Hi Paul, thanks for your help!
Mine is a Seagate Expansion 4TB external drive. I actually read in another thread that this problem could be due to operating system starting a disk checkup process (fsck_ext) when the external disk is connected. Problem seems to date back to last year when Mac OS Catalina was introduced, so it seems to not be issue with Big Sur exclusively.
This seemed to be the case for my disk too, as when I force quit that process (fsck_ext), I was able to access to access my files. However disk is now read only (and thus for example Time Machine says it can't write to the disk), so probably what I should do is to copy all content from it to another external disk (as I don't have that much disk space in my computers), format the disk and see whether it will start to work again.

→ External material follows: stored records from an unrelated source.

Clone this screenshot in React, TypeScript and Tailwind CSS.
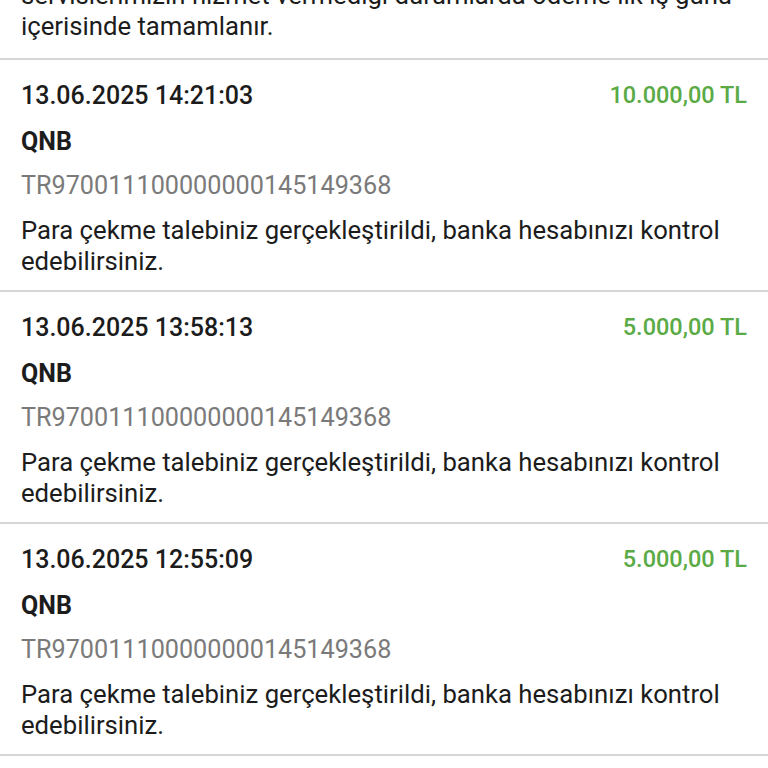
const transactions = [
  { date: '13.06.2025 14:21:03', amount: '10.000,00 TL' },
  { date: '13.06.2025 13:58:13', amount: '5.000,00 TL' },
  { date: '13.06.2025 12:55:09', amount: '5.000,00 TL' },
];

const App = () => {
  return (
    <div className="w-[768px] h-[768px] overflow-hidden bg-white text-[#1c1c1c] font-['Roboto',sans-serif]">
      {/* Info note (scrolled) */}
      <div className="px-[21px] pb-[16px] -mt-[20px] border-b-2 border-[#d6d6d6] text-[25.7px] leading-[31px]">
        servislerimizin hizmet vermediği durumlarda ödeme ilk iş günü içerisinde tamamlanır.
      </div>

      {transactions.map((t, i) => (
        <div key={i} className="px-[21px] pt-[20px] pb-[13px] border-b-2 border-[#d6d6d6]">
          <div className="flex items-center justify-between">
            <span className="text-[25px] leading-[31px] font-medium">{t.date}</span>
            <span className="text-[23.5px] leading-[31px] font-medium text-[#5aaa46]">{t.amount}</span>
          </div>
          <div className="mt-[15px] text-[25px] leading-[31px] font-bold">QNB</div>
          <div className="mt-[13px] text-[25.2px] leading-[31px] text-[#7a7a7a]">TR970011100000000145149368</div>
          <p className="mt-[14px] text-[25.7px] leading-[31px]">
            Para çekme talebiniz gerçekleştirildi, banka hesabınızı kontrol edebilirsiniz.
          </p>
        </div>
      ))}
    </div>
  );
};

export default App;
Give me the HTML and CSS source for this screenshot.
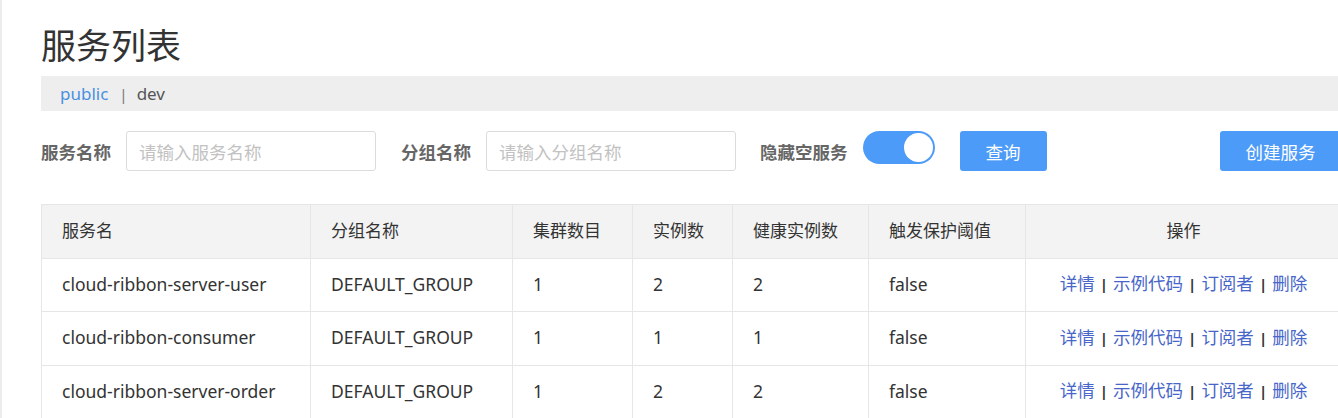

I also read somewhere on this Apple Forum that users had left their external disk hooked to their computers, and after few hours (or in some cases I think even +10 hours) the checkup process had ran automatically and disk became accessible again. So I first tried with my MiniMac (which is running Catalina), left the disk there for few hours. Got back home and noticed that indeed the disk had become readable again, although the fixing process did not succeed as this error message was shown on the screen:
I also tried this with my Macbook which is running Big Sur, and received the same kind of message eventually after about 6-7 hours.
So anyway, it seems that one can access the files either by:
a) force quitting that disk checkup process (In Big Sur I had it named fsck_ext, in Catalina the process was not found at first, then I searched with only "fsck", and found somewhat similar process, I think it was calleeed fsck_htl or something, force quit that one and was able to get read access to my Seagate disk)
b) Attach the external disk to computer and wait until the checkup process is finished
For me at least, it seems that both options give the same result, read access to external disk. As it looks like the disk repair/checkup process was unable to "fix" my disk, so option a) would be the way to go, as it is significantly faster than option b), and user actually knows what is happening.
Anyway long story short, not quite sure how the drive is currently formatted, but here's a screenshot of how disk utility shows it:
If there is any way to get the disk fixed except by formatting, that would be awesome! There's currently about 3TB worth of data, including backups starting from 2018 so backing up that data first would basically require a new external disk (I may need to purchase another backup anyway, so probably not a bid deal).